Bitcoin doesn't "do" anything any more than gold does anything. People do things with these products (mostly speculate). Yes, some people run scams with this product and businesses that invest in this product can fail - especially if they promise great returns. But this isn't unique. It applies to every product that might be traded.

There is nothing magical about cryptos. There are no rules that apply uniquely to cryptos when it comes to trading.
 
exactly. why would anyone want to buy and sell it? people buy it and sell it and hope to sell it for more than they bought it. that's the entire thing.
 
exactly. why would anyone want to buy and sell it? people buy it and sell it and hope to sell it for more than they bought it. that's the entire thing.
And speculators don't do that for gold?
Any other ancient arguments you want to regurgitate for the millionth time?
 
what ancient argument? i'm agreeing with what you said. idk what your problem is lately lol
 
"Bitcon" is an emotional made-up word used with the intent of making somebody believe that all cryptos are bad without having to give any justification for that POV.

Apologies. It was a typo.

Bitcoin is a digital asset.
What does that really mean?
The main difference between cryptos and physical assets like gold is that cryptos can only exist in cyber space.

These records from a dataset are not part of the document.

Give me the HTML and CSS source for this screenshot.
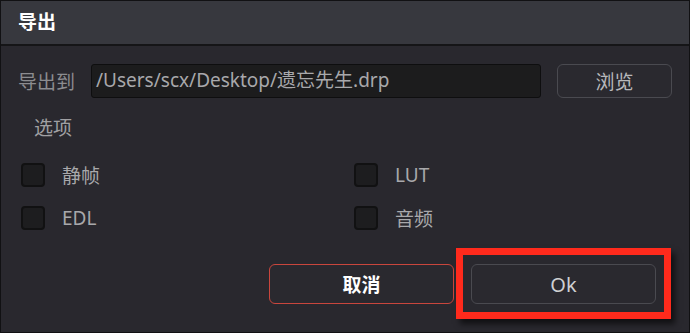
FILE: index.html
```html
<!DOCTYPE html>
<html lang="zh">
<head>
<meta charset="utf-8">
<link rel="stylesheet" href="styles.css">
</head>
<body>
<div class="dialog">
  <div class="titlebar">导出</div>
  <div class="content">
    <div class="path-row">
      <span class="label">导出到</span>
      <div class="path-input">/Users/scx/Desktop/遗忘先生.drp</div>
      <button class="btn browse">浏览</button>
    </div>
    <div class="section">选项</div>
    <div class="options">
      <label class="opt"><span class="box"></span><span>静帧</span></label>
      <label class="opt"><span class="box"></span><span>LUT</span></label>
      <label class="opt"><span class="box"></span><span>EDL</span></label>
      <label class="opt"><span class="box"></span><span>音频</span></label>
    </div>
    <div class="actions">
      <button class="btn cancel">取消</button>
      <button class="btn ok">Ok</button>
    </div>
  </div>
  <div class="highlight"></div>
</div>
</body>
</html>
```
FILE: styles.css
```css
* { box-sizing: border-box; }
html, body { margin: 0; padding: 0; }
body {
  width: 690px;
  height: 333px;
  background: #1b1b1e;
  font-family: "Noto Sans", "Noto Sans CJK SC", sans-serif;
  overflow: hidden;
}
.dialog {
  position: relative;
  width: 690px;
  height: 333px;
  background: #29282e;
  border: 1px solid #111113;
  display: flex;
  flex-direction: column;
}
.titlebar {
  height: 45px;
  flex: none;
  background: #37383e;
  border-bottom: 2px solid #151517;
  color: #ffffff;
  font-weight: bold;
  font-size: 19px;
  line-height: 43px;
  padding-left: 17px;
}
.content {
  flex: 1;
  display: flex;
  flex-direction: column;
  padding: 18px 17px 0 17px;
}
.path-row {
  display: flex;
  align-items: center;
  height: 34px;
}
.label {
  color: #8c8c90;
  font-size: 19px;
  width: 73px;
  flex: none;
}
.path-input {
  width: 450px;
  flex: none;
  height: 34px;
  background: #1c1c1d;
  border: 1px solid #0e0e0f;
  border-radius: 3px;
  color: #a8a8ab;
  font-size: 19px;
  line-height: 31px;
  padding-left: 4px;
  white-space: nowrap;
}
.btn {
  font-family: inherit;
  background: #2a292f;
  border: 1px solid #4a4a50;
  border-radius: 6px;
  cursor: pointer;
  padding: 0;
}
.browse {
  margin-left: 16px;
  width: 115px;
  flex: none;
  height: 34px;
  color: #b8b8bb;
  font-size: 19px;
}
.section {
  margin-top: 17px;
  padding-left: 16px;
  color: #a0a0a3;
  font-size: 19px;
  line-height: 26px;
}
.options {
  display: grid;
  grid-template-columns: 333px 1fr;
  row-gap: 19px;
  margin-top: 22px;
  padding-left: 3px;
}
.opt {
  display: flex;
  align-items: center;
  gap: 17px;
  color: #a8a8ab;
  font-size: 19px;
  height: 24px;
}
.box {
  width: 24px;
  height: 24px;
  background: #1d1d1f;
  border: 2px solid #111112;
  border-radius: 4px;
  flex: none;
}
.actions {
  display: flex;
  justify-content: flex-end;
  gap: 17px;
  margin-top: 34px;
  margin-right: 16px;
}
.cancel, .ok {
  width: 185px;
  height: 40px;
}
.cancel {
  border-color: #c9463d;
  color: #ffffff;
  font-weight: bold;
  font-size: 19px;
}
.ok {
  color: #cfcfd2;
  font-size: 20px;
}
.highlight {
  position: absolute;
  left: 455px;
  top: 247px;
  width: 215px;
  height: 71px;
  border: 7px solid #ff2a1c;
  box-shadow: 4px 5px 6px rgba(0,0,0,0.6);
  pointer-events: none;
}
```
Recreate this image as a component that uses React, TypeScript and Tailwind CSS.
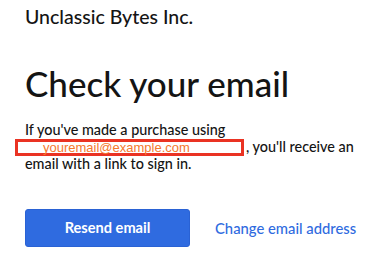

That's a complicated way of saying Bitcoin is just a number.

As for that "ledger" you talk about, it is a record of transfers of various amounts of this asset from wallet to wallet. It is not bitcoin itself.

No seriously, it is. If I say my wallet contains 3 BTC, what does it mean? It means the Bitcoin blockchain has a record of "transactions" which, in total show my wallet, over all history has gone from 0 to 3.

Bitcoin doesn't "do" anything any more than gold does anything. People do things with these products (mostly speculate).

BTC is not a product. It's just a number.
There is nothing magical about cryptos.
Yes there is. Somehow it instills magical thinking in people like you.
 
That's a complicated way of saying Bitcoin is just a number.
Don't be such a Luddite. Bitcoin may not exist in the physical world but it is just as real as any physical object. It can't be created or destroyed - only "mined" or transferred. It has nothing to do with imagination. It takes real processing power (energy) to acquire.

The only reason you say it is "just a number" is because you don't understand the technology.
 
Don't be such a Luddite.
Nobody here is a luddite.

Bitcoin may not exist in the physical world but it is just as real as any physical object.

No it isn't. I think you need to look up the definition of "real".

It can't be created or destroyed - only "mined" or transferred.

Mining is creating new bitcoins.

Bitcoins can be destroyed in any of several ways depending on what you mean by "destroyed". Put it in a wallet and forget the passkey, that BTC is gone forever. Change the algorithms to allow transactions to not have a destination wallet (possible if more than half the miners agree it) and BTC can be destroyed at will. Write a virus that virulently infects computers and deletes all copies of blocks and eventually all the BTC will be destroyed.

It has nothing to do with imagination.

Nobody said it does have anything to do with imagination.

It takes real processing power (energy) to acquire.

So? How does it follow from that that BTCis anything other than a number.

The only reason you say it is "just a number" is because you don't understand the technology.
No, the reason why I say it is just a number is because I do understand the technology.

What do you think a Bitcoin wallet actually is? I'll tell you.

A Bitcoin wallet is a public and private key pair. The public key is used to generate an address for the wallet and to verify signed transactions. The private key is used to sign transactions. That's pretty much it. Everything else is in the block chain transactions.

A BTC transaction consists usually of a list of inputs which are the outputs of older transactions and a list of outputs which is a list of destination addresses and coins to be associated with them. The coins of the inputs have to exceed the coins of the outputs. The difference is the fee.

That's it on the mechanical level. The rest is all about making sure transactions cannot be faked. It's all just numbers in a digital ledger, nothing more than that.